Teladan yang sangat baik dalam hal pembangunan yang mengedepankan kemaslahatan rakyat adalah yang dicontohkan Amirulmukminin Umar bin Khaththab r.a. Pada masa pemerintahan Umar r.a., terjadi paceklik yang berat di Semenanjung Arab. Alhamdulillah, setelah kelaparan sekian lama, datanglah bantuan pangan dari Mesir yang diangkut dengan unta dan menyolusi masalah paceklik.
Setelah kejadian paceklik tersebut, Khalifah Umar r.a. menyadari pentingnya Mesir sebagai pemasok komoditas pangan bagi Hijaz.

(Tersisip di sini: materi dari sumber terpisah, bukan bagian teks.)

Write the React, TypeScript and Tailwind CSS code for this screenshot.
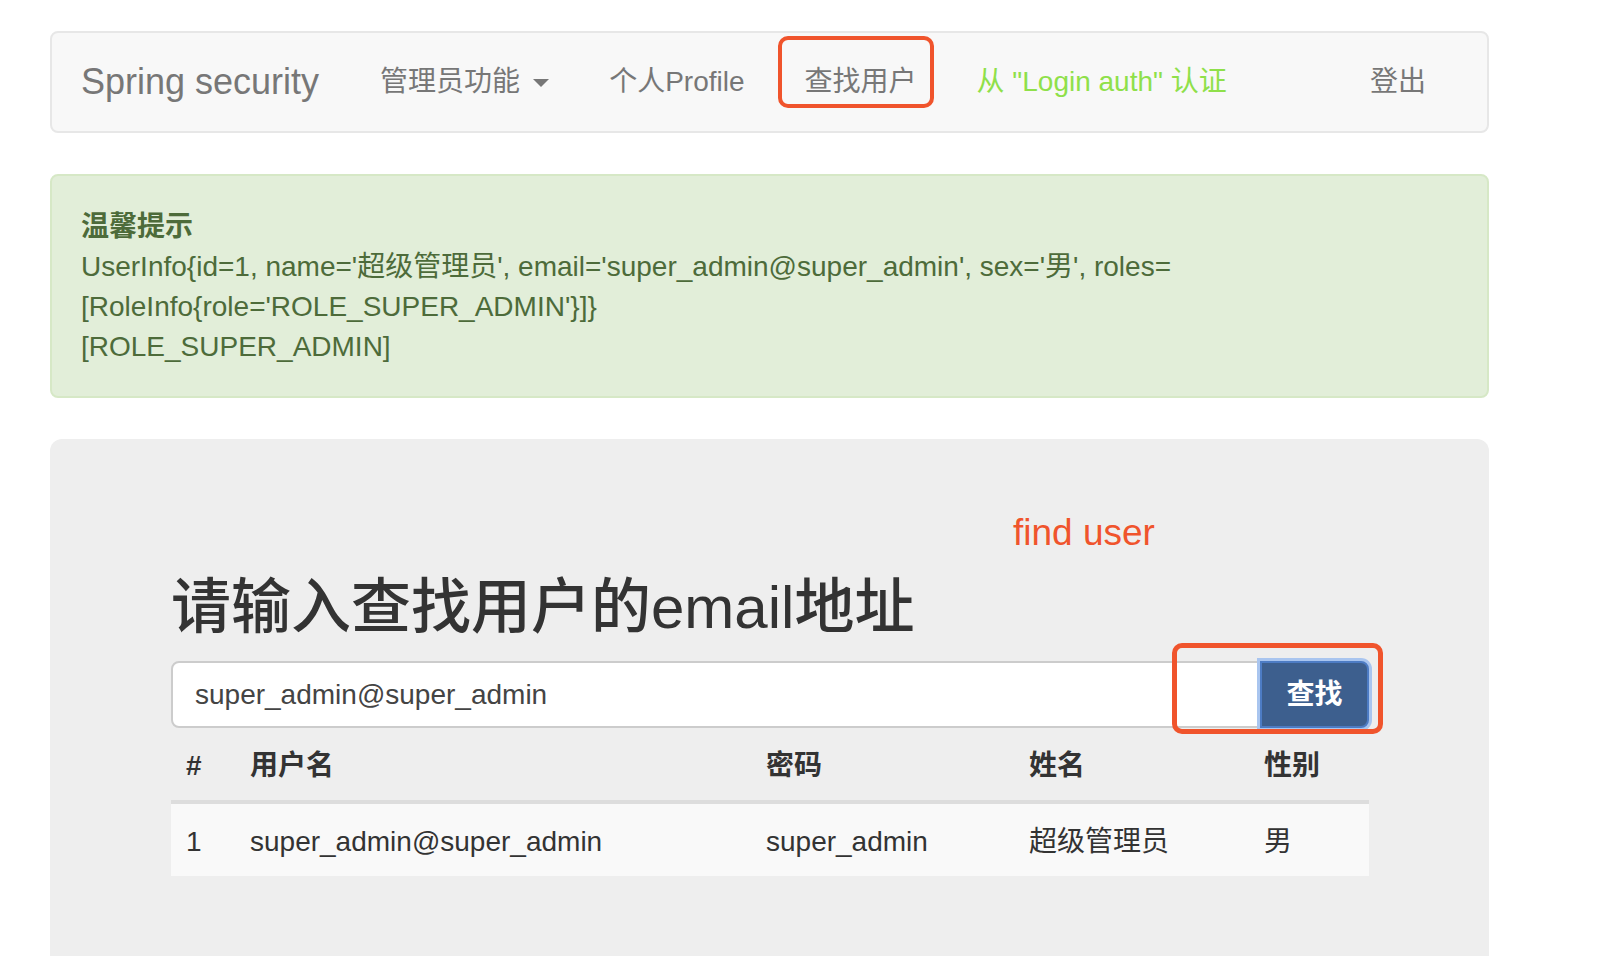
const NAV_LINKS = ["个人Profile"];

const COLUMNS = ["#", "用户名", "密码", "姓名", "性别"];

const USERS = [
    { id: 1, username: "super_admin@super_admin", password: "super_admin", name: "超级管理员", sex: "男" },
];

// fixed column widths so the table lines up with the input group above
const gridCols = "grid grid-cols-[64px_516px_263px_235px_120px]";

export default function App() {
    return (
        <div className="h-[956px] w-[1606px] overflow-hidden bg-white font-['Liberation_Sans','Noto_Sans_CJK_SC',sans-serif]">
            <div className="ml-[50px] w-[1439px] pt-[31px]">
                {/* Navbar */}
                <nav className="flex h-[102px] items-stretch rounded-[8px] border-2 border-[#e7e7e7] bg-[#f8f8f8] text-[28px] text-[#777]">
                    <a className="flex items-center pl-[29px] pr-[31px] text-[36px] text-[#777]">Spring security</a>
                    <a className="flex items-center px-[30px]">
                        管理员功能
                        <span className="ml-[13px] mt-[2px] h-0 w-0 border-x-[8px] border-t-[8px] border-x-transparent border-t-[#777]" />
                    </a>
                    {NAV_LINKS.map((link) => (
                        <a key={link} className="flex items-center px-[30px]">
                            {link}
                        </a>
                    ))}
                    <a className="relative flex items-center px-[30px]">
                        查找用户
                        {/* annotation box */}
                        <span className="absolute left-[3px] top-[3px] h-[72px] w-[156px] rounded-[10px] border-[4px] border-[#f0542c]" />
                    </a>
                    <a className="flex items-center px-[30px] text-[#8fe04a]">从 "Login auth" 认证</a>
                    <a className="ml-auto mr-[31px] flex items-center px-[30px]">登出</a>
                </nav>

                {/* Alert */}
                <div className="mt-[41px] rounded-[8px] border-2 border-[#d6e8c6] bg-[#e2eed9] px-[29px] pb-[29px] pt-[31px] text-[28px] leading-[40px] text-[#4d6b3a]">
                    <div className="font-bold">温馨提示</div>
                    <div className="whitespace-nowrap">
                        UserInfo{"{"}id=1, name='超级管理员', email='super_admin@super_admin', sex='男', roles=
                    </div>
                    <div className="whitespace-nowrap">[RoleInfo{"{"}role='ROLE_SUPER_ADMIN'{"}"}]{"}"}</div>
                    <div className="whitespace-nowrap">[ROLE_SUPER_ADMIN]</div>
                </div>

                {/* Jumbotron */}
                <div className="relative mt-[41px] rounded-[12px] bg-[#eee] pb-[97px] pl-[121px] pr-[120px] pt-[136px]">
                    <span className="absolute left-[963px] top-[75px] text-[37px] leading-[37px] text-[#f0542c]">find user</span>

                    <h1 className="mb-[20px] text-[60px] font-medium leading-[66px] text-[#333]">请输入查找用户的email地址</h1>

                    <div className="relative flex h-[67px]">
                        <input
                            readOnly
                            value="super_admin@super_admin"
                            className="h-full min-w-0 flex-1 rounded-l-[8px] border-2 border-[#ccc] bg-white px-[22px] text-[28px] text-[#444] outline-none"
                        />
                        <button className="relative z-10 -ml-[2px] h-full w-[109px] rounded-r-[8px] border-2 border-[#4d7cc4] bg-[#3d5f8e] text-[28px] font-bold text-white shadow-[0_0_0_3px_#a9c5ef]">
                            查找
                        </button>
                        {/* annotation box */}
                        <span className="absolute left-[1001px] top-[-18px] z-20 h-[91px] w-[211px] rounded-[10px] border-[5px] border-[#f0542c]" />
                    </div>

                    {/* Result table */}
                    <div className="text-[28px] leading-[40px] text-[#333]">
                        <div className={`${gridCols} h-[76px] items-center border-b-4 border-[#ddd] pt-[4px] font-bold`}>
                            {COLUMNS.map((col) => (
                                <div key={col} className="px-[15px]">
                                    {col}
                                </div>
                            ))}
                        </div>
                        {USERS.map((user) => (
                            <div key={user.id} className={`${gridCols} h-[72px] items-center bg-[#f9f9f9] pt-[4px]`}>
                                <div className="px-[15px]">{user.id}</div>
                                <div className="px-[15px]">{user.username}</div>
                                <div className="px-[15px]">{user.password}</div>
                                <div className="px-[15px]">{user.name}</div>
                                <div className="px-[15px]">{user.sex}</div>
                            </div>
                        ))}
                    </div>
                </div>
            </div>
        </div>
    );
}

Umar r.a. kemudian memerintahkan Gubernur Mesir Amr bin Al-Ash untuk membangun kembali kanal yang menghubungkan Sungai Nil dengan Laut Merah sehingga memudahkan lalu lintas barang ke Hijaz. Kanal ini pun terwujud dan diberi nama Commander of the Faithful. Keberadaannya memberikan maslahat luar biasa besar bagi rakyat Daulah Islam, utamanya di Hijaz.
Dalam melakukan proyek pembangunan, Khalifah Umar r.a. menghindari perilaku zalim, meski kepada nonmuslim sekalipun. Khalifah Umar r.a. pernah memberikan peringatan keras kepada Gubernur Mesir Amr bin al-Ash yang hendak menggusur rumah seorang Yahudi tua demi memperluas masjid.

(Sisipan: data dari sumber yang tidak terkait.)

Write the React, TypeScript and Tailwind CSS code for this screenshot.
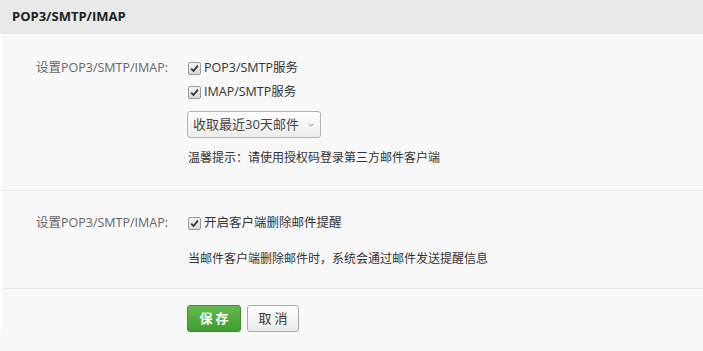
import React from "react";

const font = { fontFamily: '"Open Sans", "Noto Sans CJK SC", sans-serif' };

function Check({ label }: { label: string }) {
  return (
    <label className="flex items-center h-6 text-[12.5px] text-[#333]">
      <span className="w-[13px] h-[13px] rounded-[2px] border border-[#9a9a9a] bg-gradient-to-b from-[#f4f4f4] to-[#d8d8d8] flex items-center justify-center mr-[3px]">
        <svg width="9" height="9" viewBox="0 0 9 9">
          <path d="M1.2 4.6 L3.5 7 L7.9 1.6" fill="none" stroke="#333" strokeWidth="1.8" />
        </svg>
      </span>
      {label}
    </label>
  );
}

function Row({ children }: { children: React.ReactNode }) {
  return (
    <div className="flex">
      <div className="w-[166px] shrink-0 h-6 flex items-center justify-end text-[12.5px] text-[#666]">
        设置POP3/SMTP/IMAP:
      </div>
      <div className="pl-[20px] flex flex-col">{children}</div>
    </div>
  );
}

export default function App() {
  return (
    <div className="w-[703px] h-[351px] bg-[#f8f8f8] overflow-hidden" style={font}>
      <div className="h-[34px] bg-[#e8e8e8] pl-3 flex items-center text-[13px] font-bold text-[#222]">
        POP3/SMTP/IMAP
      </div>
      <div className="border-l-2 border-white">
        <div className="pt-[22px] pb-[22px] border-b border-[#e6e6e6]">
          <Row>
            <Check label="POP3/SMTP服务" />
            <Check label="IMAP/SMTP服务" />
            <button className="-ml-[1px] mt-[7px] w-[134px] h-[27px] rounded-[3px] border border-[#b5b5b5] bg-gradient-to-b from-[#ffffff] to-[#ececec] text-[13px] text-[#444] flex items-center justify-center gap-[8px]">
              收取最近30天邮件
              <svg width="8" height="6" viewBox="0 0 8 6">
                <path d="M1.5 1.8 L4 4.2 L6.5 1.8" fill="none" stroke="#888" strokeWidth="1" />
              </svg>
            </button>
            <p className="mt-[10px] leading-5 text-[12px] text-[#333]">
              温馨提示：请使用授权码登录第三方邮件客户端
            </p>
          </Row>
        </div>
        <div className="pt-[20px] pb-[19px] border-b border-[#e6e6e6]">
          <Row>
            <Check label="开启客户端删除邮件提醒" />
            <p className="mt-[14px] leading-5 text-[12px] text-[#333]">
              当邮件客户端删除邮件时，系统会通过邮件发送提醒信息
            </p>
          </Row>
        </div>
        <div className="pt-[16px] pl-[185px] flex gap-[6px]">
          <button className="w-[54px] h-[27px] rounded-[3px] border border-[#3d8f2d] bg-gradient-to-b from-[#62bb4f] to-[#3f9c2f] text-white text-[13px] font-bold tracking-[3px] pl-[3px]">
            保存
          </button>
          <button className="w-[52px] h-[27px] rounded-[3px] border border-[#a8a8a8] bg-gradient-to-b from-[#ffffff] to-[#e9e9e9] text-[#333] text-[13px] tracking-[3px] pl-[3px]">
            取消
          </button>
        </div>
      </div>
    </div>
  );
}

Ketika Yahudi tua itu mengadu pada Khalifah Umar r.a. di Madinah, sang Amirulmukminin memberikan tulang padanya. Di tulang itu dia goreskan huruf alif dengan pedangnya, sebagai pertanda agar Gubernur Mesir bersikap adil. Amr bin al-Ash pun tunduk patuh pada perintah Umar r.a., karena perintahnya sesuai dengan sabda Nabi saw.,
"Barang siapa mengambil sejengkal tanah secara zalim, maka akan dikalungkan kepadanya tujuh lapisan bumi." (HR Muslim)
Pertanyaannya, apakah para penguasa hari ini peduli dengan hadis ini? Wallahualam. []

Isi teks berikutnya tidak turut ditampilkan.